>From: "Jeffrey W. Baker" <[EMAIL PROTECTED]>
>Sent: Sep 29, 2005 12:33 AM
>Subject: Sequential I/O Cost (was Re: [PERFORM] A Better External Sort?)
>On Wed, 2005-09-28 at 12:03 -0400, Ron Peacetree wrote:
>>>From: "Jeffrey W. Baker" <[EMAIL PROTECTED]>
>>>Perhaps I believe this because you can now buy as much sequential I/O
>>>as you want. Random I/O is the only real savings.
>> 1= No, you can not "buy as much sequential IO as you want". Even if
>> with an infinite budget, there are physical and engineering limits. Long
>> before you reach those limits, you will pay exponentially increasing costs
>> for linearly increasing performance gains. So even if you _can_ buy a
>> certain level of sequential IO, it may not be the most efficient way to
>> spend money.
>This is just false. You can buy sequential I/O for linear money up to
>and beyond your platform's main memory bandwidth. Even 1GB/sec will
>severely tax memory bandwidth of mainstream platforms, and you can
>achieve this rate for a modest cost.
I don't think you can prove this statement.
A= www.pricewatch.com lists 7200rpm 320GB SATA II HDs for ~$160.
ASTR according to www.storagereview.com is ~50MBps. Average access
time is ~12-13ms.
Absolute TOTL 15Krpm 147GB U320 or FC HDs cost ~4x as much per GB,
yet only deliver ~80-90MBps ASTR and average access times of
Your statement is clearly false in terms of atomic raw HD performance.
B= low end RAID controllers can be obtained for a few $100's. But even
amongst them, a $600+ card does not perform 3-6x better than a
$100-$200 card. When the low end HW is not enough, the next step in
price is to ~$10K+ (ie Xyratex), and the ones after that are to ~$100K+
(ie NetApps) and ~$1M+ (ie EMC, IBM, etc). None of these ~10x steps
in price results in a ~10x increase in performance.
Your statement is clearly false in terms of HW based RAID performance.
C= A commodity AMD64 mainboard with a dual channel DDR PC3200
RAM subsystem has 6.4GBps of bandwidth. These are as common
as weeds and almost as cheap: www.pricewatch.com
Your statement about commodity systems main memory bandwidth
being "severely taxed at 1GBps" is clearly false.
D= Xyratecs makes RAID HW for NetApps and EMC. NONE of their
current HW can deliver 1GBps.
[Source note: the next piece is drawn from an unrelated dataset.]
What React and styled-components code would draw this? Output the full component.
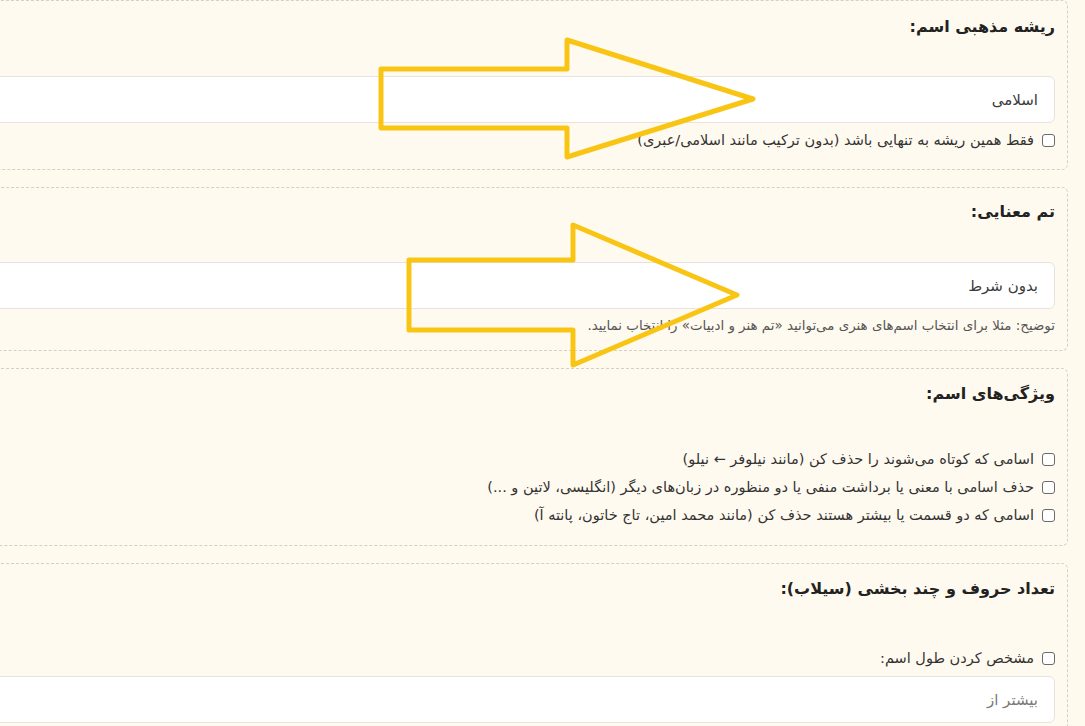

More like 600-700MBps. Engino and
Dot Hill have similar limitations on their current products. No PCI or
PCI-X based HW could ever do more than ~800-850MBps since
that's the RW limit of those busses. Next Gen products are likely to
2x those limits and cross the 1GBps barrier based on ~90MBps SAS
or FC HD's and PCI-Ex8 (2GBps max) and PCI-Ex16 (4GBps max).
Note that not even next gen or 2 gens from now RAID HW will be
able to match the memory bandwidth of the current commodity
memory subsystem mentioned in "C" above.
Your statement that one can achieve a HD IO rate that will tax RAM
bandwidth at modest cost is clearly false.
QED Your statement is false on all counts and in all respects.
>I have one array that can supply this rate and it has only 15 disks. It
>would fit on my desk. I think your dire talk about the limits of
>science and engineering may be a tad overblown.
Name it and post its BOM, configuration specs, price and ordering
information. Then tell us what it's plugged into and all the same
details on _that_.
If all 15 HD's are being used for one RAID set, then you can't be
using RAID 10, which means any claims re: write performance in
particular should be closely examined.
A 15 volume RAID 5 made of the fastest 15Krpm U320 or FC HDs,
each with ~85.9MBps ASTR, could in theory do ~14*85.9=
~1.2GBps raw ASTR for at least reads, but no one I know of makes
commodity RAID HW that can keep up with this, nor can any one
PCI-X bus support it even if such commodity RAID HW did exist.
Hmmm. SW RAID on at least a PCI-Ex8 bus might be able to do it if
we can multiplex enough 4Gbps FC lines (4Gbps= 400MBps => max
of 4 of the above HDs per line and 4 FC lines) with low enough latency
and have enough CPU driving it...Won't be easy nor cheap though.